Where the region long touted its light rail transit line as a way to reduce the number of cars on the road, it was forced to retract that argument. Not, of course, that a short north-south route of a slow-moving train would have any impact on growth on the west side of the cities. And once the region lost its legal action to restrict such growth – developers gained ten times the amount of land the region was aiming for – all the forecasts were moot, as were any plans such as the LRT.
The train also factors into the closing of the rural transfer stations. Bleeding red ink, the unloved project has prompted the region to find money elsewhere. If that means sacrificing other services, especially ones impacting fewer voters, then so be it.
While some Woolwich councillors pushed to keep the Elmira transfer station open, perhaps making a transition to a private operator, the idea was eventually dropped as residents seemed resigned to losing the service. The public outcry was fairly vigourous, however, and many of the problems predicted in the wake of closing the facility have in fact occurred. Woolwich predicted there would be more roadside dumping by people unwilling to deal with the hassle and expense of taking trash all the way over to the Waterloo landfill site, and that has been the case. Critics also pointed to the potential worsening of traffic congestion in the vicinity of the dump, and that has certainly been the case, highlighted by Tuesday’s backed-up garbage problems.

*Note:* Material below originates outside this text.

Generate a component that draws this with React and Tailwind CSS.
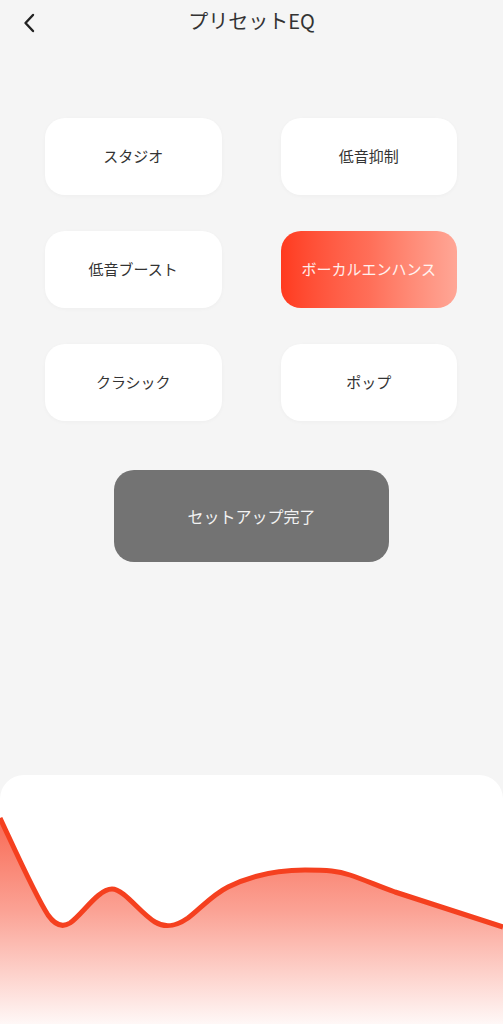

If the current pace of deteriorating accessibility continues, the region and city will have to look at alternatives. Clearly, a new landfill site isn’t on any list of short- or medium-term lists. And there’s no stuffing the development genie back into the bottle: growth, likely of the unsustainable kind, will continue without interruption. That leaves finding a way to reduce traffic flows in the immediate vicinity of the dump, likely trips to the site itself. The region could look at a system where, for instance, there are several decentralized locations where people could take their garbage for later collection and transport to the landfill site, say in off hours when traffic is much lighter.
They might even give such locations a name, something along the lines of “waste transfer stations.”